> Exercise directions
Within this material, how many lines have the string "TypeScript" in them? The answer is a number, with nothing added.

> Records for processing
|---|

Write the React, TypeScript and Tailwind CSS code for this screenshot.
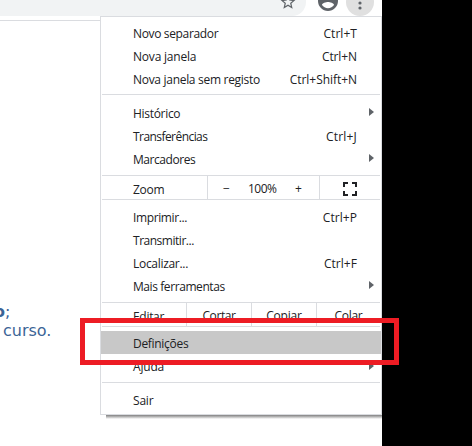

|---|

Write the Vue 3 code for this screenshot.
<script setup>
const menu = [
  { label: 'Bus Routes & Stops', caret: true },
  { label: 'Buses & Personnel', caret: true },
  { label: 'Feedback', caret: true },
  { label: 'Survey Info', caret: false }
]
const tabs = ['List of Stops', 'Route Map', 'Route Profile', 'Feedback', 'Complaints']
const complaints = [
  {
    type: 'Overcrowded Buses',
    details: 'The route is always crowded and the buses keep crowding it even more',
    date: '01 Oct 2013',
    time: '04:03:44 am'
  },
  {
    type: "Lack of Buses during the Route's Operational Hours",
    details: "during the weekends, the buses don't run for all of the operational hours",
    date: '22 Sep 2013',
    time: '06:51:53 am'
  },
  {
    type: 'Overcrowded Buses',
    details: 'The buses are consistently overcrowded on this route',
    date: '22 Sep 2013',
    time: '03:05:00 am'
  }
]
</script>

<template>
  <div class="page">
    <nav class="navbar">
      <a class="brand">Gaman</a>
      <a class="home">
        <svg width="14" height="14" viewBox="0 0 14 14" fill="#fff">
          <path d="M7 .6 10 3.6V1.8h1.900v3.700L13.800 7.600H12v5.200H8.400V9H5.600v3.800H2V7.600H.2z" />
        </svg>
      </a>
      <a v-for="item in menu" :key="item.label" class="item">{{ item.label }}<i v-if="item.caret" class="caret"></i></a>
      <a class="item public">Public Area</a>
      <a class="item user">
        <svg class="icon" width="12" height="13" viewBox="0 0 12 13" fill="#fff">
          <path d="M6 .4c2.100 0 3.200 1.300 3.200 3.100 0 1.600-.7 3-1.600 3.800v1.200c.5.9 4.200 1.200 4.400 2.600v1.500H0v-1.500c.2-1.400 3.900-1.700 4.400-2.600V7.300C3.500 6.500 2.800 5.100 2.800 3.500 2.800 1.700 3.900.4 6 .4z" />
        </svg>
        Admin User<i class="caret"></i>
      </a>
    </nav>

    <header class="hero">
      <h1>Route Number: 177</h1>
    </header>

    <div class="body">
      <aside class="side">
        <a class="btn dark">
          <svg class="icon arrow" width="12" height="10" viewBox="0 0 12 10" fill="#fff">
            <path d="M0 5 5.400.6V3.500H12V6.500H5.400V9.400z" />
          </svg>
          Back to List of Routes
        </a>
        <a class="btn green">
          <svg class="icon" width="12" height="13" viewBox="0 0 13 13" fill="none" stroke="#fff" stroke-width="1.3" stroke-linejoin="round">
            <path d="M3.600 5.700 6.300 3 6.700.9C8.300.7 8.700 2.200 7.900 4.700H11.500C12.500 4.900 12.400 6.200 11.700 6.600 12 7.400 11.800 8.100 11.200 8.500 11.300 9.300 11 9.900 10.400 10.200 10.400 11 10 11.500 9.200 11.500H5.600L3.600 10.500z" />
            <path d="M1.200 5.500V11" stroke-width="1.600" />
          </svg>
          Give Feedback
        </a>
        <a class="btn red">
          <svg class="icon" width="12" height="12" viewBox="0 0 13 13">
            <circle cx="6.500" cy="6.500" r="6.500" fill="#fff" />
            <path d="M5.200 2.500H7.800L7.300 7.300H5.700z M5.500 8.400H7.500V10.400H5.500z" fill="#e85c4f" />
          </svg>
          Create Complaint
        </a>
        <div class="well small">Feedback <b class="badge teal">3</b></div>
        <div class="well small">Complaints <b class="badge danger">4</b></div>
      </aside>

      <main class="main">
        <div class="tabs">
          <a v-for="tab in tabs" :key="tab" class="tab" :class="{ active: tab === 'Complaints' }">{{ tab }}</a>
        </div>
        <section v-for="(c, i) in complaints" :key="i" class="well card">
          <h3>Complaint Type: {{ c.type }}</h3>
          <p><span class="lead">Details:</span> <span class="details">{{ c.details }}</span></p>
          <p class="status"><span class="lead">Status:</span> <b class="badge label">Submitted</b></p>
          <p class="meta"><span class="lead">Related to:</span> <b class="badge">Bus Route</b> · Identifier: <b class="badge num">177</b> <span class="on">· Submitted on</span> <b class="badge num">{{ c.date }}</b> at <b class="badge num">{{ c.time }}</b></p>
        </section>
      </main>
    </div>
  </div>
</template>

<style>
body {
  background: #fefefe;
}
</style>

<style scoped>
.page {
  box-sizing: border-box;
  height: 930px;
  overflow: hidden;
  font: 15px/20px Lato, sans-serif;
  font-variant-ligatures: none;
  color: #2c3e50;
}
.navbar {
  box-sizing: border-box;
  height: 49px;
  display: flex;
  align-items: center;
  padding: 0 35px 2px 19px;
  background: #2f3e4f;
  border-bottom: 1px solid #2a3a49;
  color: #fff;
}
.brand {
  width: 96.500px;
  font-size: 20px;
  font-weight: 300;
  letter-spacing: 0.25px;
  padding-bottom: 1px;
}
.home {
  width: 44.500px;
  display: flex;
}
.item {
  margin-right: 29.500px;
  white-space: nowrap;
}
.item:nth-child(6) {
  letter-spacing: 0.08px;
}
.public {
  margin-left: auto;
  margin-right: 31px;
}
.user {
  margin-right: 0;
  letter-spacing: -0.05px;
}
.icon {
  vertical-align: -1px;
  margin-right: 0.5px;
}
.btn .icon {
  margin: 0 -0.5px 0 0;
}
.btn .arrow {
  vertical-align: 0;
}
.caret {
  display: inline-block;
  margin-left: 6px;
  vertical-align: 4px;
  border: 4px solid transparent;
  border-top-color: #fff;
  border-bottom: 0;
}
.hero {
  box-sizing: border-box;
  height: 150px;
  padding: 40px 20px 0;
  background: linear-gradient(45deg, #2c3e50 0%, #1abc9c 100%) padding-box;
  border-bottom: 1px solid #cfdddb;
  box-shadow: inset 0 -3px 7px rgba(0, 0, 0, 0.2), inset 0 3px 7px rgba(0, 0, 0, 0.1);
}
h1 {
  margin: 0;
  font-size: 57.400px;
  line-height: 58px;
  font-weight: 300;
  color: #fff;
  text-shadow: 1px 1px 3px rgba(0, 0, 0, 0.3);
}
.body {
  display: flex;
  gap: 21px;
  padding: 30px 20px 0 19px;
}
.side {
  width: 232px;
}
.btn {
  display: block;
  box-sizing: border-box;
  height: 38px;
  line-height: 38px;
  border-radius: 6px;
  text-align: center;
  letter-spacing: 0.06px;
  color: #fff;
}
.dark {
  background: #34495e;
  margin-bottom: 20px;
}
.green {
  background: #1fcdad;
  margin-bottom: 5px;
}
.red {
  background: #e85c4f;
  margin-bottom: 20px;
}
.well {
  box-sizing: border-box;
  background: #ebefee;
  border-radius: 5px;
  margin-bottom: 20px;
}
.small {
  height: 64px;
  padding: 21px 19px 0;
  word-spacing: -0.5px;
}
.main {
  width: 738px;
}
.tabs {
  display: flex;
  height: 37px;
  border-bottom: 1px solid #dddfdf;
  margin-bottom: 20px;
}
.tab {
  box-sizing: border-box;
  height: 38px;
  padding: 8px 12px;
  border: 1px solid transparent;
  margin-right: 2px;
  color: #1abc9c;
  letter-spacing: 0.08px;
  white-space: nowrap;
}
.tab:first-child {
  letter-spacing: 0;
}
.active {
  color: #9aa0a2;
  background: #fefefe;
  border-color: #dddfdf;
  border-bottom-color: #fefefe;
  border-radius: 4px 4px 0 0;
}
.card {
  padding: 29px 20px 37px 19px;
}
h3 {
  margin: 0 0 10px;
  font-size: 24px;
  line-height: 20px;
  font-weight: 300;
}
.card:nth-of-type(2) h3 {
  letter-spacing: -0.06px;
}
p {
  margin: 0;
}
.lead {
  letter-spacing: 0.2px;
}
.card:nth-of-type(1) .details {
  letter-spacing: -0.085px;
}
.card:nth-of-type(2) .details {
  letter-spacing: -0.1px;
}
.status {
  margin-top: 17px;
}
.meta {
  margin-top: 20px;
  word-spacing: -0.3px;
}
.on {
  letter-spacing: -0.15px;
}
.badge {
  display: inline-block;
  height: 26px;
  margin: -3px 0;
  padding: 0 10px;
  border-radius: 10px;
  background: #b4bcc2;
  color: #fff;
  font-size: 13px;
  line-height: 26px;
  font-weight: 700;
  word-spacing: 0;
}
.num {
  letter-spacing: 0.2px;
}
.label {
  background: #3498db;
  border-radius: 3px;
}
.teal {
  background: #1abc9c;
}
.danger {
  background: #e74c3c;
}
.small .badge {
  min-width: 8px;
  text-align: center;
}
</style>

|---|

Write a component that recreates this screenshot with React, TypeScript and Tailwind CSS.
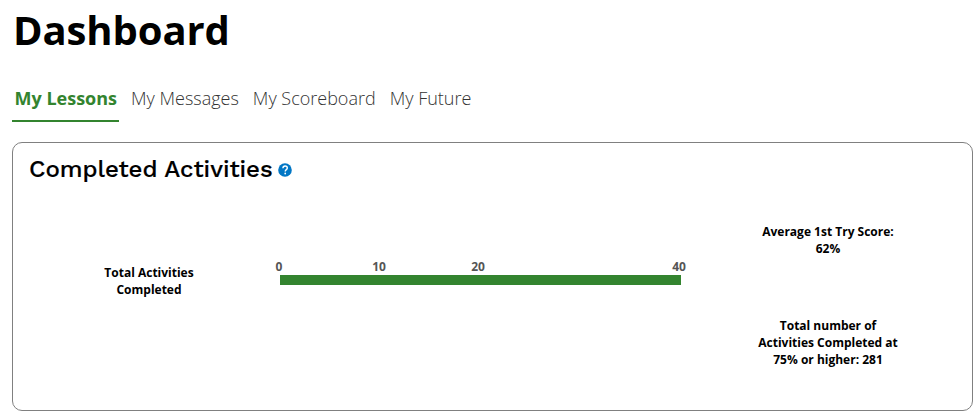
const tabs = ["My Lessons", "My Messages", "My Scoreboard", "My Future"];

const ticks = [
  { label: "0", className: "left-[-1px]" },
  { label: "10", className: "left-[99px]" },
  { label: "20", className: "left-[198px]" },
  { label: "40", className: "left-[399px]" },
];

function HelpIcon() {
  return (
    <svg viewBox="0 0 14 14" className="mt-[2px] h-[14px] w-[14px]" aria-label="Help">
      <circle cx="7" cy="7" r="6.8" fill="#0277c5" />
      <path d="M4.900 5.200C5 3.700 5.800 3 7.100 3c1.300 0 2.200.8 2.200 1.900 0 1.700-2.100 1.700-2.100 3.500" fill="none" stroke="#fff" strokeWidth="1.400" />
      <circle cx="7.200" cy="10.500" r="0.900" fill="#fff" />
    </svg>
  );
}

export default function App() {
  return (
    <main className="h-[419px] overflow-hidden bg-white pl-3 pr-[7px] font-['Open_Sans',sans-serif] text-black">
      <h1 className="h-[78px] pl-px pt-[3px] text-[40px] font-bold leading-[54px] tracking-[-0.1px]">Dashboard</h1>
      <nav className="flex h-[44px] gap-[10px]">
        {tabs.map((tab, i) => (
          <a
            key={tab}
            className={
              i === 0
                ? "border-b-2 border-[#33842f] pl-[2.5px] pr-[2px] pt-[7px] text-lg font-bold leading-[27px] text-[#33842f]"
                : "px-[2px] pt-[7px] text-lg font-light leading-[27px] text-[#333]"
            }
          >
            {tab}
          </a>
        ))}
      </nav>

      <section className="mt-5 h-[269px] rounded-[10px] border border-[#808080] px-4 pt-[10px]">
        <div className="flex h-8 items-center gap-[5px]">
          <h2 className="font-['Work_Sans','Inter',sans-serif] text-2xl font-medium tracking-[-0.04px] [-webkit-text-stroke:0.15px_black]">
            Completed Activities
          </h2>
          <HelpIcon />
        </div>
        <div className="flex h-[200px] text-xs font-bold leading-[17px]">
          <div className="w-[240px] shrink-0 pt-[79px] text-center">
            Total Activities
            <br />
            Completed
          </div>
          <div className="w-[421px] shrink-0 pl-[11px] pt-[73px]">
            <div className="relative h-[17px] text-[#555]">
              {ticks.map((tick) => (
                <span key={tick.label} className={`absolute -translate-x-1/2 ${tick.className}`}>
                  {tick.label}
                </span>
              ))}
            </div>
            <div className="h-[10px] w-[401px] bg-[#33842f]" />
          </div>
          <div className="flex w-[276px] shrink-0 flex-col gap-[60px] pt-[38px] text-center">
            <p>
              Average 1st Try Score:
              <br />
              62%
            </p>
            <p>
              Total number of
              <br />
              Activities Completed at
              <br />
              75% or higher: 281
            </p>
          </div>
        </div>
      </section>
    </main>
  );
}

|---|

> The response
2